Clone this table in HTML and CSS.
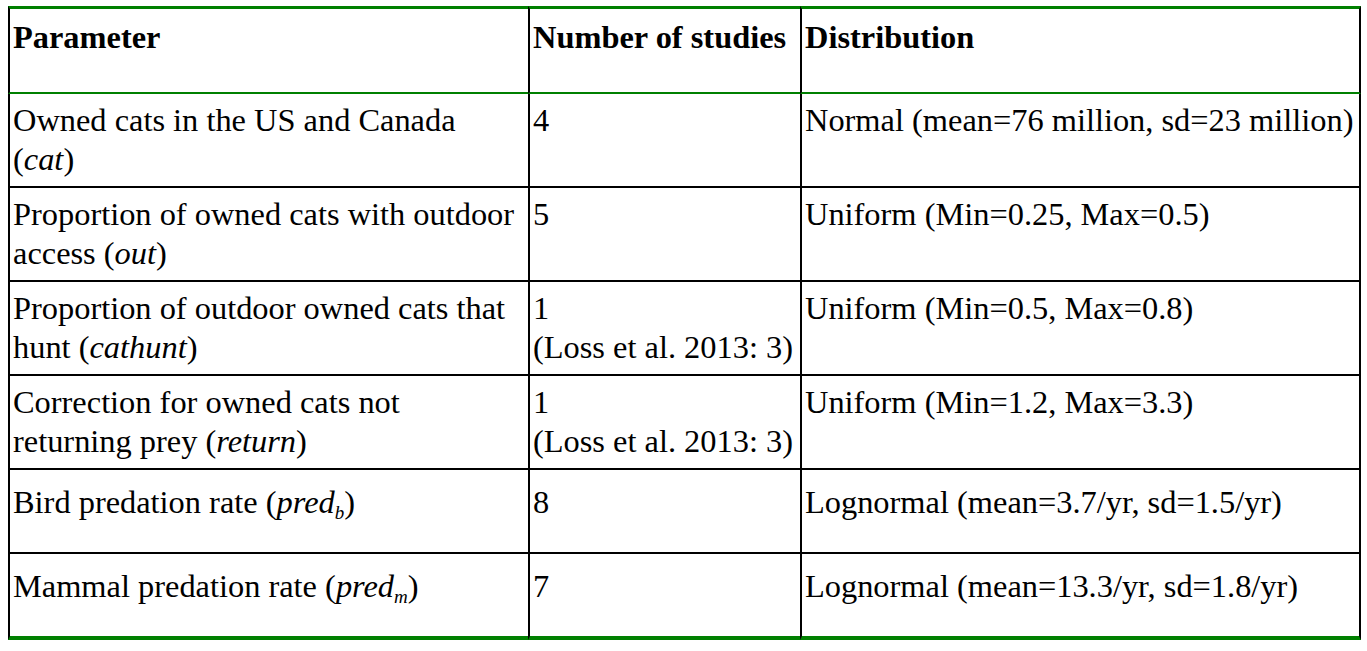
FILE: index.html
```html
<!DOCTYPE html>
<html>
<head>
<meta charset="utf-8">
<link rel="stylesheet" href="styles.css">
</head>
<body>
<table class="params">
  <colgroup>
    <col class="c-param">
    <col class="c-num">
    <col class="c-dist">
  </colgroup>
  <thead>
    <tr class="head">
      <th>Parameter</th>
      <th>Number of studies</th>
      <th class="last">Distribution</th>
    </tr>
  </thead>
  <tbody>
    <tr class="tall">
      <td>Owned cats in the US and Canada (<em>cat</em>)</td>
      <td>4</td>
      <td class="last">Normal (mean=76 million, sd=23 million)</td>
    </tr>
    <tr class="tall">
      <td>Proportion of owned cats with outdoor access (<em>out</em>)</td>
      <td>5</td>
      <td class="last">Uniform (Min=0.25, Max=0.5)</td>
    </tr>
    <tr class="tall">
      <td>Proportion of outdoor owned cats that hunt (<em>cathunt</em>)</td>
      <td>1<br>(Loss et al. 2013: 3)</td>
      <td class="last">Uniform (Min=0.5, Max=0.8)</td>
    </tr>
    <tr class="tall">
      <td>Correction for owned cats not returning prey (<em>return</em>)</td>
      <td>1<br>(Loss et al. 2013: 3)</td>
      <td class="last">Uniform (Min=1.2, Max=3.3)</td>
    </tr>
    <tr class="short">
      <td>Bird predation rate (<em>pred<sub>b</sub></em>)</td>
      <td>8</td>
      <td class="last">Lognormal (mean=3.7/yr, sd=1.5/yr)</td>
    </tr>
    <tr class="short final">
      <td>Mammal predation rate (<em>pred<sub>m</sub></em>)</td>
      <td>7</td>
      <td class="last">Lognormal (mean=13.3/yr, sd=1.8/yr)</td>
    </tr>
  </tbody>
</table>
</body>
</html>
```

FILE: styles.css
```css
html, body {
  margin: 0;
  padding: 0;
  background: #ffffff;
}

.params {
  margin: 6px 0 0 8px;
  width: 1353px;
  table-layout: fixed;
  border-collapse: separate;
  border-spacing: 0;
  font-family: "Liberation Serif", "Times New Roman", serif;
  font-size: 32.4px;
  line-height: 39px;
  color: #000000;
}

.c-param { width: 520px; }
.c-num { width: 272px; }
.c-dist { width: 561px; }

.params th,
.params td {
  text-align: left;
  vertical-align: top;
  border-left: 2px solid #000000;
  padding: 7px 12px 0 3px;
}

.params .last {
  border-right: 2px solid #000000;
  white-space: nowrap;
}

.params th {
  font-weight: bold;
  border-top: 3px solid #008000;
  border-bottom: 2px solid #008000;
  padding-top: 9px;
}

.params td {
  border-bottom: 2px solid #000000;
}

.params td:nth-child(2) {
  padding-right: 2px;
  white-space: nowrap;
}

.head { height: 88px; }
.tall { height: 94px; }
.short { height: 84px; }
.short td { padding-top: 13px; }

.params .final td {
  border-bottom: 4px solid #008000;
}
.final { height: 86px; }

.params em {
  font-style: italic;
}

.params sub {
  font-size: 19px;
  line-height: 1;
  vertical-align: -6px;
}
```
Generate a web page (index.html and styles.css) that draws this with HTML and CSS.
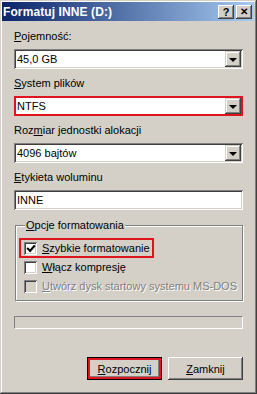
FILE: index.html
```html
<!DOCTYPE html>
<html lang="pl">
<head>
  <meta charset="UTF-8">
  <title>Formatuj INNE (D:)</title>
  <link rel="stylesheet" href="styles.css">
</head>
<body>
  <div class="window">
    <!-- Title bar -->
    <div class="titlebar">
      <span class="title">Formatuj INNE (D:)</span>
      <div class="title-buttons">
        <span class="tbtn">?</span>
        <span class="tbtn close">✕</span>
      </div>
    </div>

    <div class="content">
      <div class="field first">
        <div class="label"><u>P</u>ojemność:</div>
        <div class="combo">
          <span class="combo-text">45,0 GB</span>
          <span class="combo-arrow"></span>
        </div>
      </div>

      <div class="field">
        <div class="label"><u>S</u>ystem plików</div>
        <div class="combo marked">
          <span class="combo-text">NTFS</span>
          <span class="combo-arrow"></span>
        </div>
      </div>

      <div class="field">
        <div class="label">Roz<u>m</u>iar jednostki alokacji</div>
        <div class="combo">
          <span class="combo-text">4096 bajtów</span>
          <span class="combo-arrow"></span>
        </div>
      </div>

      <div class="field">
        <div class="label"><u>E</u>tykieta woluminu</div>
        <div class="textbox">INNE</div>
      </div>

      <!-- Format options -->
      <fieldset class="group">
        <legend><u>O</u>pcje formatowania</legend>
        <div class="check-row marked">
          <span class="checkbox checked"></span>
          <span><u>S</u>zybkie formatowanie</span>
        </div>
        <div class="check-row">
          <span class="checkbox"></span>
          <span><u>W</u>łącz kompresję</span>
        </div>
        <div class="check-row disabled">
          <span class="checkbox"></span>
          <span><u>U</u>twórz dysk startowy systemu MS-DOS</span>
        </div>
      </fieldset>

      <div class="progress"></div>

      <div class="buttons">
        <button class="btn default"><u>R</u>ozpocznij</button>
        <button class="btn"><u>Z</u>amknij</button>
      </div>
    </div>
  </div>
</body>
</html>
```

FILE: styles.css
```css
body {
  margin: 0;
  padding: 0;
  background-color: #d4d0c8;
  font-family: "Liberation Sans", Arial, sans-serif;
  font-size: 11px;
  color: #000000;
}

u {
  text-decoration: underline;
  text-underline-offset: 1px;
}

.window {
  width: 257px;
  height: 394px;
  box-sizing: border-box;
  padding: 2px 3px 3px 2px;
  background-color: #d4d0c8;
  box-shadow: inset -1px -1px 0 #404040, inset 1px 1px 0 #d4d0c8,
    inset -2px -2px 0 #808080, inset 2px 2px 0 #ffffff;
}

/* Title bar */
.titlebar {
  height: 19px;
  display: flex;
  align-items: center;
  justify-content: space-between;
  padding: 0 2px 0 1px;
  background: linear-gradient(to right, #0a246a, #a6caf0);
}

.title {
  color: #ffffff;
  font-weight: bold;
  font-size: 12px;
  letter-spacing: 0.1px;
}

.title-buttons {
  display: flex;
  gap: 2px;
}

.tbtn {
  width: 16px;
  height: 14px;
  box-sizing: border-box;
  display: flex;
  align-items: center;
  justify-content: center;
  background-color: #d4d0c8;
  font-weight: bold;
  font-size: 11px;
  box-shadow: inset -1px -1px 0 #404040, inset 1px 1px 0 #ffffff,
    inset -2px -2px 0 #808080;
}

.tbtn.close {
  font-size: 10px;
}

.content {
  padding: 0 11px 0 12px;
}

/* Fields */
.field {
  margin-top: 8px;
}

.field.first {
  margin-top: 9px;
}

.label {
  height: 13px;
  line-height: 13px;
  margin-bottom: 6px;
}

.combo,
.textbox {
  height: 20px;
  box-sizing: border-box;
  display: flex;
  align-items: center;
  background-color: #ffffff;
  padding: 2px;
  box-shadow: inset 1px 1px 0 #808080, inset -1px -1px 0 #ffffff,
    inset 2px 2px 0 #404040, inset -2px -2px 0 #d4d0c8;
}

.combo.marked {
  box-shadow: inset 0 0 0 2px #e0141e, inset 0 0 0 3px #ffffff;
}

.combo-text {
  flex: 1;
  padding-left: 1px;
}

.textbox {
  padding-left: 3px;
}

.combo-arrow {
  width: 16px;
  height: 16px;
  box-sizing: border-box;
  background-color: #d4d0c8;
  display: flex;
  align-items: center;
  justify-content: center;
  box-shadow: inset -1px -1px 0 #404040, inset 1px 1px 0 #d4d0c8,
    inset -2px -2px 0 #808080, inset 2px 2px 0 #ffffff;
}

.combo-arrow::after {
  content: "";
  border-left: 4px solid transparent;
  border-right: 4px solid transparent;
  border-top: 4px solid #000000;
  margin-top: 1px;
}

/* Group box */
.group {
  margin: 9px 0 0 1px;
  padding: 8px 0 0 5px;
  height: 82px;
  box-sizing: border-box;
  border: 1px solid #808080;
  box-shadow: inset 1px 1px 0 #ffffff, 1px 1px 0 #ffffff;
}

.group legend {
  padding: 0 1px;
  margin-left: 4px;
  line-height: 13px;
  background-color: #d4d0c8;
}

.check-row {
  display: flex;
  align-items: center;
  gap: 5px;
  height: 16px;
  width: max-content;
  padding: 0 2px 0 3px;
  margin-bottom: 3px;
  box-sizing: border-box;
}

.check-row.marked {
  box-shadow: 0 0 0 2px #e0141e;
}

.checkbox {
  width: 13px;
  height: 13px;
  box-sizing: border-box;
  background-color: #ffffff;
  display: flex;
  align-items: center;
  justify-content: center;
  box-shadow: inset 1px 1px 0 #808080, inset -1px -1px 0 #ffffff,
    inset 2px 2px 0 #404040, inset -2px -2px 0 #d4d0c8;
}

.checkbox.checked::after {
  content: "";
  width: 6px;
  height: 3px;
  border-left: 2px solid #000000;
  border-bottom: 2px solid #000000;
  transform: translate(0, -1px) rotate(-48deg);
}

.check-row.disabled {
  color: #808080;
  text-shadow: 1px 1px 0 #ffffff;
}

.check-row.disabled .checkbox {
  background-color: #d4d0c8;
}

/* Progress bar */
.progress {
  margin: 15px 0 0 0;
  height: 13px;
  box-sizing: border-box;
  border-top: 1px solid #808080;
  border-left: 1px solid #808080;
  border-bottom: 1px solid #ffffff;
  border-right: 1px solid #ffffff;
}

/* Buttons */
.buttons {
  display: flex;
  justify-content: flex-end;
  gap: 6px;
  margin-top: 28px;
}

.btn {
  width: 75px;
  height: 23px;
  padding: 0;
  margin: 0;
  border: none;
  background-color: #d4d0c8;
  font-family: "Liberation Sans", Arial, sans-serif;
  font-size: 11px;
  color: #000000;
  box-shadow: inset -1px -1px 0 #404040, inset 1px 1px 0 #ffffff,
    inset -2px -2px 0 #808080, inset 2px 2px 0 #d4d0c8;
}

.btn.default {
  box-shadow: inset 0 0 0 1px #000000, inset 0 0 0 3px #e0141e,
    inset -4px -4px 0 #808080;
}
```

■ **Written instruction**:
Pull out each line holding the string "this".

■ **Task output**:
Clone this table in HTML and CSS.
Generate a web page (index.html and styles.css) that draws this with HTML and CSS.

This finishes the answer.